Quadratic: Bridge Method

• 1). Remove the coefficient of x^2 and multiply it by the constant term.
  
  For example, 2x^2 - 5x -12 = 0 becomes x^2 - 5x - 24 = 0.
  
  
• 2). Find factors of the (new) constant term that sum to the coefficient of x.
  
  Continuing with the example, -8 and 3 are such numbers because -8*3 = -24 and -8 + 3 = -5.
  
  
• 3). Rewrite the quadratic in factored form. So x^2 - 5x - 24 = (x-8)(x+3).
  
  
• 4). Divide both constants by the coefficient you removed in Step 1.
  
  So (x-8)(x+3)=0 becomes (x-4)(x+3/2)=0.
  
  
• 5). Multiply the entire quadratic by the coefficient removed in Step 1.
  
  (x-4)(x+3/2)=0 becomes 2(x-4)(x+3/2)=0. You can multiply this out to confirm that this formula equals the same quadratic you started with in Step 1.
  
  
• 6). Determine what x makes each formula in parentheses zero. These are your zeroes.
  
  So x = 4 and x = -3/2 are the zeroes.
  
  

Cubic

• 1). Factor a cubic of the form x^3 - y^3 using the equation (x-y)(x^2+xy+y^2).
  
  For example, 27x^3 - 64 = (3x)^3 - 4^3 = (3x-4)(9x^2+12x+16).
  
  
• 2). Factor a cubic of the form x^3 + y^3 using the equation (x+y)(x^2-xy+y^2).
  
  
• 3). Solve a cubic of the form x^3 + px = q using "Vietta's substitution." Let x = w - p/3w.
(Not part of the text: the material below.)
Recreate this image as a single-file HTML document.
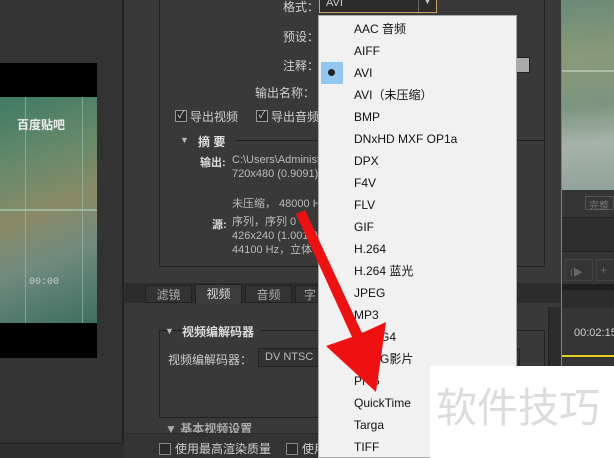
<!DOCTYPE html>
<html><head><meta charset="utf-8"><style>
*{margin:0;padding:0;box-sizing:border-box}
html,body{width:614px;height:458px;overflow:hidden}
body{background:#333;position:relative;font-family:"Liberation Sans","Noto Sans CJK SC",sans-serif;font-size:12px;color:#ccc}
.a{position:absolute}
.lbl{position:absolute;color:#cfcfcf;font-size:12px;text-align:right;white-space:nowrap}
.cb{position:absolute;width:12px;height:12px;border:1px solid #999;background:#2a2a2a;color:#ddd;font-size:10px;line-height:10px;text-align:center}
.menu{position:absolute;left:318px;top:15px;width:199px;height:443px;background:#f1f1f1;border:1px solid #aaa}
.it{position:absolute;left:35px;color:#111;font-size:12px;line-height:16px;white-space:nowrap}
</style></head><body>
<div class="a" style="left:0;top:63px;width:97px;height:295px;background:#000"></div>
<div class="a" style="left:0;top:97px;width:97px;height:226px;background:linear-gradient(160deg,#3f7a66 0%,#6a8a6a 30%,#8a8a66 50%,#6f8a7f 70%,#3e6e5e 100%)"></div>
<div class="a" style="left:0;top:209px;width:97px;height:2px;background:#a9c9b8;opacity:.7"></div>
<div class="a" style="left:25px;top:97px;width:1px;height:226px;background:#9cc3b0;opacity:.6"></div>
<div class="a" style="left:82px;top:97px;width:1px;height:226px;background:#9cc3b0;opacity:.6"></div>
<div class="a" style="left:17px;top:116px;color:#eee;font-size:12px;font-weight:bold">百度贴吧</div>
<div class="a" style="left:29px;top:277px;color:#ccc;font-size:10px;font-family:'Liberation Mono',monospace">00:00</div>
<div class="a" style="left:122px;top:0;width:2px;height:445px;background:#222"></div>
<div class="a" style="left:0;top:443px;width:124px;height:15px;background:#2e2e2e;border-top:1px solid #222"></div>
<div class="a" style="left:125px;top:0;width:436px;height:458px;background:#393939"></div>
<div class="a" style="left:159px;top:0;width:386px;height:267px;border:1px solid #222;border-top:none"></div>
<div class="lbl" style="left:283px;top:-2px">格式：</div>
<div class="a" style="left:319px;top:-4px;width:118px;height:17px;border:1px solid #c8a060;background:#2c2c2c;color:#ccc;padding-left:6px;font-size:11px">AVI<span style="position:absolute;right:0;top:0;width:18px;height:15px;border-left:1px solid #666;text-align:center;font-size:8px">▼</span></div>
<div class="lbl" style="left:283px;top:28px">预设：</div>
<div class="lbl" style="left:283px;top:57px">注释：</div>
<div class="a" style="left:516px;top:57px;width:14px;height:16px;background:#aaa;border:1px solid #222"></div>
<div class="lbl" style="left:255px;top:84px">输出名称：</div>
<div class="cb" style="left:175px;top:110px">✓</div><div class="lbl" style="left:190px;top:108px">导出视频</div>
<div class="cb" style="left:256px;top:110px">✓</div><div class="lbl" style="left:271px;top:108px">导出音频</div>
<div class="a" style="left:180px;top:135px;font-size:9px;color:#bbb">▼</div>
<div class="a" style="left:198px;top:133px;font-weight:bold;color:#ddd">摘 要</div>
<div class="a" style="left:235px;top:140px;width:310px;height:1px;background:#222"></div>
<div class="a" style="left:200px;top:154px;font-weight:bold;color:#ddd;font-size:11px">输出:</div>
<div class="a" style="left:232px;top:153px;font-size:11px;color:#bbb;line-height:14px">C:\Users\Administ<br>720x480 (0.9091)</div>
<div class="a" style="left:232px;top:195px;font-size:11px;color:#bbb">未压缩， 48000 H</div>
<div class="a" style="left:212px;top:216px;font-weight:bold;color:#ddd;font-size:11px">源:</div>
<div class="a" style="left:232px;top:215px;font-size:11px;color:#bbb;line-height:14px">序列，序列 0<br>426x240 (1.0015)<br>44100 Hz，立体</div>
<div class="a" style="left:125px;top:283px;width:436px;height:20px;background:#2c2c2c"></div>
<div class="a" style="left:145px;top:285px;width:47px;height:18px;background:#333;border:1px solid #222;text-align:center;color:#aaa">滤镜</div>
<div class="a" style="left:195px;top:284px;width:47px;height:20px;background:#3c3c3c;border:1px solid #222;border-bottom:none;text-align:center;color:#ddd">视频</div>
<div class="a" style="left:245px;top:285px;width:47px;height:18px;background:#333;border:1px solid #222;text-align:center;color:#aaa">音频</div>
<div class="a" style="left:295px;top:285px;width:30px;height:18px;background:#333;border:1px solid #222;color:#aaa;padding-left:8px">字</div>
<div class="a" style="left:159px;top:330px;width:386px;height:88px;border:1px solid #222"></div>
<div class="a" style="left:165px;top:326px;font-size:9px;color:#bbb">▼</div>
<div class="a" style="left:182px;top:323px;font-weight:bold;color:#ddd;background:#393939;padding-right:6px">视频编解码器</div>
<div class="a" style="left:168px;top:351px;color:#ccc">视频编解码器：</div>
<div class="a" style="left:258px;top:348px;width:262px;height:19px;border:1px solid #222;background:#333;color:#bbb;padding-left:6px;font-size:11px;line-height:17px">DV NTSC</div>
<div class="a" style="left:165px;top:420px;font-weight:bold;color:#aaa">▼ 基本视频设置</div>
<div class="a" style="left:125px;top:433px;width:436px;height:25px;background:#333;border-top:1px solid #2a2a2a"></div>
<div class="cb" style="left:159px;top:443px;border-color:#888"></div><div class="lbl" style="left:175px;top:440px">使用最高渲染质量</div>
<div class="cb" style="left:286px;top:443px;border-color:#888"></div><div class="lbl" style="left:302px;top:440px">使用</div>
<div class="a" style="left:548px;top:307px;width:13px;height:151px;background:#2c2c2c;border-left:1px solid #222"></div>
<div class="a" style="left:561px;top:0;width:1px;height:366px;background:#5a8ac0"></div>
<div class="a" style="left:562px;top:0;width:52px;height:190px;background:linear-gradient(175deg,#6a8a78 0%,#8a9a78 30%,#7c9480 55%,#a6b2aa 75%,#90a29a 100%)"></div>
<div class="a" style="left:562px;top:70px;width:52px;height:2px;background:#c8d8cc;opacity:.6"></div>
<div class="a" style="left:562px;top:190px;width:52px;height:176px;background:#353535"></div>
<div class="a" style="left:585px;top:196px;width:29px;height:14px;border:1px solid #555;color:#777;font-size:10px;padding-left:3px">完整</div>
<div class="a" style="left:562px;top:217px;width:52px;height:35px;background:#2e2e2e;border-top:1px solid #222;border-bottom:1px solid #222"></div>
<div class="a" style="left:565px;top:259px;width:28px;height:22px;border:1px solid #444;color:#666;font-size:10px;padding:4px">I▶</div>
<div class="a" style="left:596px;top:259px;width:20px;height:22px;border:1px solid #444;color:#666;padding:3px">+</div>
<div class="a" style="left:562px;top:284px;width:52px;height:6px;background:#1e1e1e"></div>
<div class="a" style="left:562px;top:290px;width:52px;height:18px;background:#2c2c2c"></div>
<div class="a" style="left:574px;top:327px;color:#ccc;font-size:11px">00:02:15</div>
<div class="a" style="left:562px;top:355px;width:52px;height:2px;background:#e0d020"></div>
<div class="menu">
<div class="a" style="left:2px;top:46px;width:22px;height:22px;background:#90c8f0"></div>
<div class="a" style="left:9px;top:53px;width:7px;height:7px;border-radius:50%;background:#222"></div>
<div class="it" style="top:5px">AAC 音频</div>
<div class="it" style="top:27px">AIFF</div>
<div class="it" style="top:49px">AVI</div>
<div class="it" style="top:71px">AVI（未压缩）</div>
<div class="it" style="top:93px">BMP</div>
<div class="it" style="top:115px">DNxHD MXF OP1a</div>
<div class="it" style="top:137px">DPX</div>
<div class="it" style="top:159px">F4V</div>
<div class="it" style="top:181px">FLV</div>
<div class="it" style="top:203px">GIF</div>
<div class="it" style="top:225px">H.264</div>
<div class="it" style="top:247px">H.264 蓝光</div>
<div class="it" style="top:269px">JPEG</div>
<div class="it" style="top:291px">MP3</div>
<div class="it" style="top:313px">MPEG4</div>
<div class="it" style="top:335px">MPEG影片</div>
<div class="it" style="top:357px">PNG</div>
<div class="it" style="top:379px">QuickTime</div>
<div class="it" style="top:401px">Targa</div>
<div class="it" style="top:423px">TIFF</div>
</div>
<div class="a" style="left:430px;top:366px;width:184px;height:92px;background:#fff"></div>
<div class="a" style="left:436px;top:384px;font-size:41px;color:#dcdcdc;line-height:48px;white-space:nowrap">软件技巧</div>
<svg class="a" style="left:0;top:0" width="614" height="458"><polygon points="296,214 305,210 362,333 386,322 376,392 326,346 352,337" fill="#ee1111"/></svg>
</body></html>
Then substituting this back into the original formula gives you w^3 - p^3/(27w^3) - q = 0. Then multiply through by w^3 and solve like any other quadratic. Once you know w^3 using regular quadratic factoring, you'll know w and therefore x as well.
  
  

Complex Roots of a Quadratic

• 1). Solve for complex roots using the quadratic formula, first by putting the quadratic equation in the form ax^2 + bx + c = 0, where a, b and c are constants.
  
  
• 2). Solve for b^2-4ac. If this value is negative, you will have two complex roots. If the value is positive, you won't have complex roots.
  
  
• 3). Take the square root of the positive value of b^2-4ac. Multiply the result by i, which stands for the square root of -1. If b^2-4ac is positive, don't multiply by i. Denote the result by the capital letter C.
  
  
• 4). Solve for (-b+C)/2a and (-b-C)/2a. These are your two roots.
  
  For example, x^2+x+1=0 has C=√(1-4)= √-3 = 3i. So the two roots are (-1+3i)/2 and (-1-3i)/2.